We built ZeroPath to clear that bar. You can see it run in your own codebase with a ZeroPath demo.
FAQ
Which SAST and DAST tool works best for teams without dedicated AppSec headcount?
ZeroPath and Snyk both optimize for speed and developer experience, so they can run without constant security engineer oversight.
How do I choose between SAST-only tools and platforms that combine SAST with DAST?
If your threat model is built around code-level vulnerabilities that exist before deployment, such as injection flaws, hardcoded secrets, or broken authorization, SAST coverage from ZeroPath, SonarQube, or GitHub Advanced Security covers those vulnerability classes before any code ships.
Can SAST tools actually detect business logic vulnerabilities, or is that marketing?
Most cannot. Pattern-matching engines flag syntax issues but miss flaws that only appear through semantic reasoning about code intents, such as auth bypasses, workflow manipulation, and race conditions. ZeroPath's AI-native engine was built specifically to catch these by understanding what code does, not just what it says. Traditional tools like SonarQube and Checkmarx will surface some logic issues if you write custom rules, but that requires a dedicated AppSec engineer with weeks of tuning time that most engineering teams cannot spare.
What happens when SAST findings slow down CI/CD enough that developers disable the integration?
This failure mode ends more security programs than bad detection does, based on what most AppSec teams report in practice.
When should I pay for enterprise-tier tools like Veracode or Checkmarx instead of using GitHub Advanced Security or SonarQube?

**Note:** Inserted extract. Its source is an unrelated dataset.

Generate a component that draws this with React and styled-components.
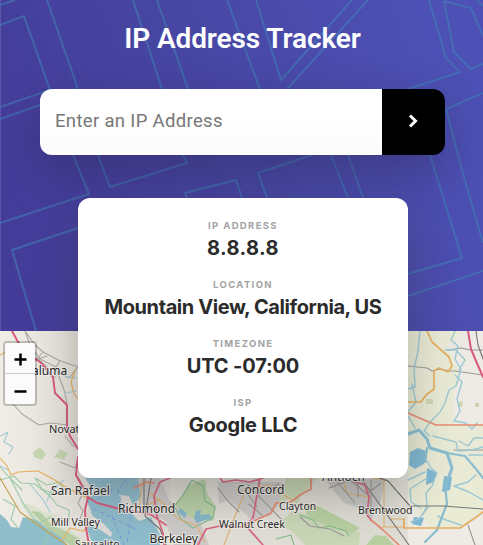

Enterprise tools make sense when compliance reporting is non-negotiable. SOC 2, PCI-DSS, and HIPAA audit trails are built into Veracode and Checkmarx. They also handle binary scanning without source code access, which matters for acquired codebases or third-party components. But if you're optimizing for developer adoption and speed rather than audit preparedness, GHAS or SonarQube layered on top of a purpose-built SAST engine like ZeroPath will cover most risks at a fraction of the cost and complexity.